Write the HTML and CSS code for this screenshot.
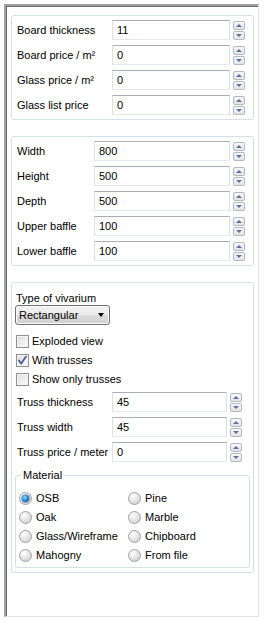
FILE: index.html
```html
<!DOCTYPE html>
<html>
<head>
<meta charset="utf-8">
<link rel="stylesheet" href="styles.css">
</head>
<body>
<div class="frame">
  <section class="group g1">
    <div class="row"><span class="lbl">Board thickness</span><div class="field">11</div><div class="btns"><span class="up"></span><span class="dn"></span></div></div>
    <div class="row"><span class="lbl">Board price / m²</span><div class="field">0</div><div class="btns"><span class="up"></span><span class="dn"></span></div></div>
    <div class="row"><span class="lbl">Glass price / m²</span><div class="field">0</div><div class="btns"><span class="up"></span><span class="dn"></span></div></div>
    <div class="row"><span class="lbl">Glass list price</span><div class="field">0</div><div class="btns"><span class="up"></span><span class="dn"></span></div></div>
  </section>

  <section class="group g2">
    <div class="row"><span class="lbl">Width</span><div class="field">800</div><div class="btns"><span class="up"></span><span class="dn"></span></div></div>
    <div class="row"><span class="lbl">Height</span><div class="field">500</div><div class="btns"><span class="up"></span><span class="dn"></span></div></div>
    <div class="row"><span class="lbl">Depth</span><div class="field">500</div><div class="btns"><span class="up"></span><span class="dn"></span></div></div>
    <div class="row"><span class="lbl">Upper baffle</span><div class="field">100</div><div class="btns"><span class="up"></span><span class="dn"></span></div></div>
    <div class="row"><span class="lbl">Lower baffle</span><div class="field">100</div><div class="btns"><span class="up"></span><span class="dn"></span></div></div>
  </section>

  <section class="group g3">
    <div class="caption">Type of vivarium</div>
    <div class="combo"><span>Rectangular</span><span class="arrow"></span></div>
    <div class="checks">
      <div class="check"><span class="box"></span><span>Exploded view</span></div>
      <div class="check"><span class="box"><svg width="11" height="11" viewBox="0 0 11 11"><path d="M2 5.5 L4.3 8.6 L9 1.6" fill="none" stroke="#4a5f97" stroke-width="1.8" stroke-linejoin="round" stroke-linecap="round"/></svg></span><span>With trusses</span></div>
      <div class="check"><span class="box"></span><span>Show only trusses</span></div>
    </div>
    <div class="truss">
      <div class="row"><span class="lbl">Truss thickness</span><div class="field">45</div><div class="btns"><span class="up"></span><span class="dn"></span></div></div>
      <div class="row"><span class="lbl">Truss width</span><div class="field">45</div><div class="btns"><span class="up"></span><span class="dn"></span></div></div>
      <div class="row"><span class="lbl">Truss price / meter</span><div class="field">0</div><div class="btns"><span class="up"></span><span class="dn"></span></div></div>
    </div>
    <fieldset class="material">
      <legend>Material</legend>
      <div class="radios">
        <div class="radio on"><span class="dot"></span><span>OSB</span></div>
        <div class="radio"><span class="dot"></span><span>Pine</span></div>
        <div class="radio"><span class="dot"></span><span>Oak</span></div>
        <div class="radio"><span class="dot"></span><span>Marble</span></div>
        <div class="radio"><span class="dot"></span><span>Glass/Wireframe</span></div>
        <div class="radio"><span class="dot"></span><span>Chipboard</span></div>
        <div class="radio"><span class="dot"></span><span>Mahogny</span></div>
        <div class="radio"><span class="dot"></span><span>From file</span></div>
      </div>
    </fieldset>
  </section>
</div>
</body>
</html>
```

FILE: styles.css
```css
* { box-sizing: border-box; }

body {
  margin: 0;
  background: #ffffff;
  font-family: "Liberation Sans", Arial, sans-serif;
  font-size: 11px;
  line-height: 13px;
  color: #000;
}

.frame {
  margin: 4px 0 0 4px;
  width: 255px;
  height: 613px;
  border-left: 2px solid #a0a0a0;
  border-top: 2px solid #a0a0a0;
  border-right: 1px solid #e3e3e3;
  border-bottom: 1px solid #e3e3e3;
  box-shadow: inset 1px 1px 0 #696969;
  padding: 9px 4px 0 5px;
  background: #fff;
}

.group {
  border: 1px solid #d5dfe5;
  border-radius: 3px;
  margin-bottom: 16px;
}

.g1, .g2 {
  padding: 4px 8px 4px 5px;
  display: flex;
  flex-direction: column;
  gap: 5px;
}

.row {
  display: flex;
  align-items: center;
  height: 20px;
}

.lbl {
  width: 95px;
  flex: none;
  white-space: nowrap;
}

.g2 .lbl { width: 77px; }

.field {
  flex: 1;
  height: 20px;
  border: 1px solid #abadb3;
  border-left-color: #dbdfe6;
  border-right-color: #dbdfe6;
  border-bottom-color: #e3e9ef;
  padding: 3px 0 0 4px;
  background: #fff;
}

.btns {
  flex: none;
  width: 12px;
  margin-left: 3px;
  display: flex;
  flex-direction: column;
  gap: 1px;
  padding-top: 1px;
}

.up, .dn {
  display: flex;
  align-items: center;
  justify-content: center;
  height: 9px;
  border: 1px solid #b4b8c0;
  border-radius: 2px;
  background: linear-gradient(#f7f7f7, #e2e4e8);
}

.up::after {
  content: "";
  border-left: 3px solid transparent;
  border-right: 3px solid transparent;
  border-bottom: 3px solid #5b71a3;
}

.dn::after {
  content: "";
  border-left: 3px solid transparent;
  border-right: 3px solid transparent;
  border-top: 3px solid #5b71a3;
}

.g3 {
  padding: 9px 3px 4px 3px;
  margin-bottom: 0;
}

.caption {
  margin-left: 1px;
  height: 13px;
}

.combo {
  width: 95px;
  height: 20px;
  border: 1px solid #707070;
  border-radius: 3px;
  background: linear-gradient(#f2f2f2 0, #ebebeb 50%, #dddddd 50%, #cfcfcf 100%);
  display: flex;
  align-items: center;
  justify-content: space-between;
  padding: 0 5px 0 3px;
  box-shadow: inset 0 0 0 1px #fcfcfc;
}

.arrow {
  border-left: 3.5px solid transparent;
  border-right: 3.5px solid transparent;
  border-top: 4px solid #000;
}

.checks {
  margin-top: 7px;
  margin-left: 1px;
}

.check {
  display: flex;
  align-items: center;
  height: 19px;
  gap: 3px;
}

.box {
  width: 13px;
  height: 13px;
  border: 1px solid #8e8f8f;
  background: linear-gradient(135deg, #dcdcdc, #fdfdfd);
  box-shadow: inset 0 0 0 1px #f4f4f4;
  display: flex;
  align-items: center;
  justify-content: center;
}

.truss {
  margin-top: 3px;
  padding: 0 8px 0 2px;
  display: flex;
  flex-direction: column;
  gap: 5px;
}

.material {
  margin: 7px 0 0 0;
  padding: 7px 0 2px 0;
  border: 1px solid #d5dfe5;
  border-radius: 3px;
  min-width: 0;
}

.material legend {
  margin-left: 5px;
  padding: 0 2px;
  line-height: 13px;
}

.radios {
  display: grid;
  grid-template-columns: 109px 1fr;
  margin-left: 3px;
}

.radio {
  display: flex;
  align-items: center;
  height: 19px;
  gap: 4px;
}

.dot {
  width: 13px;
  height: 13px;
  border-radius: 50%;
  border: 1px solid #a2a2a2;
  background: radial-gradient(circle at 35% 30%, #ffffff 0, #e6e6e6 45%, #c8c8c8 100%);
  display: flex;
  align-items: center;
  justify-content: center;
}

.radio.on .dot::after {
  content: "";
  width: 7px;
  height: 7px;
  border-radius: 50%;
  background: radial-gradient(circle at 40% 35%, #9fe0ff 0, #2a8ad4 45%, #124f8c 100%);
  box-shadow: 0 0 0 0.5px #1b5f9a;
}
```
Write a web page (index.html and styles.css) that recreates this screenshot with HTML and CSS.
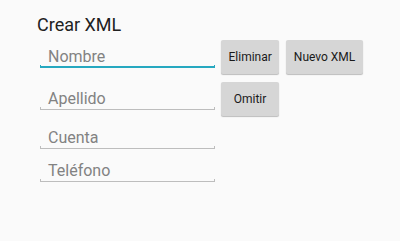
FILE: index.html
```html
<!DOCTYPE html>
<html lang="es">
<head>
<meta charset="utf-8">
<title>Crear XML</title>
<link rel="stylesheet" href="styles.css">
</head>
<body>
<div class="screen">
  <h1 class="title">Crear XML</h1>
  <div class="form">
    <div class="row row-1">
      <div class="field focused">
        <div class="hint">Nombre</div>
        <div class="line"></div>
      </div>
      <div class="buttons">
        <button class="btn">Eliminar</button>
        <button class="btn">Nuevo XML</button>
      </div>
    </div>
    <div class="row row-2">
      <div class="field">
        <div class="hint">Apellido</div>
        <div class="line"></div>
      </div>
      <div class="buttons">
        <button class="btn">Omitir</button>
      </div>
    </div>
    <div class="row row-3">
      <div class="field">
        <div class="hint">Cuenta</div>
        <div class="line"></div>
      </div>
    </div>
    <div class="row row-4">
      <div class="field">
        <div class="hint">Teléfono</div>
        <div class="line"></div>
      </div>
    </div>
  </div>
</div>
</body>
</html>
```
FILE: styles.css
```css
html, body {
  margin: 0;
  padding: 0;
  background: #fafafa;
}

.screen {
  width: 400px;
  height: 241px;
  font-family: Roboto, "Noto Sans", "Liberation Sans", sans-serif;
  overflow: hidden;
}

.title {
  margin: 14px 0 0 37px;
  font-size: 18px;
  line-height: 21px;
  font-weight: 400;
  color: #212121;
}

.form {
  margin-left: 40px;
}

.row {
  display: flex;
  align-items: flex-start;
  gap: 6px;
}

.field {
  width: 175px;
  flex: none;
}

.hint {
  padding-left: 8px;
  font-size: 16px;
  line-height: 19px;
  color: #828282;
}

.line {
  margin-top: -1px;
  height: 2px;
  border: 1px solid #bdbdbd;
  border-top: none;
}

.focused .line {
  height: 1px;
  border-color: #26a8c0;
  border-bottom-width: 2px;
}

.buttons {
  display: flex;
  gap: 7px;
}

.btn {
  min-width: 58px;
  height: 34px;
  padding: 0 7.5px;
  border: none;
  border-radius: 2px;
  background: #d6d6d6;
  box-shadow: 0 1px 1px rgba(0, 0, 0, 0.25);
  font-family: Roboto, "Noto Sans", "Liberation Sans", sans-serif;
  font-size: 12px;
  color: #1a1a1a;
}

.row-1 .field { margin-top: 12px; }
.row-1 .buttons { margin: 5px 0 4px; }

.row-2 .field { margin-top: 11px; }
.row-2 .buttons { margin: 4px 0 4px; }

.row-3 .field { margin-top: 8px; }

.row-4 .field { margin-top: 12px; }
```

#### [SHORT TASK]
Scan the material for lines with the word "screenshot", and copy each line you find.

#### [TASK SOLUTION]
Write the HTML and CSS code for this screenshot.
Write a web page (index.html and styles.css) that recreates this screenshot with HTML and CSS.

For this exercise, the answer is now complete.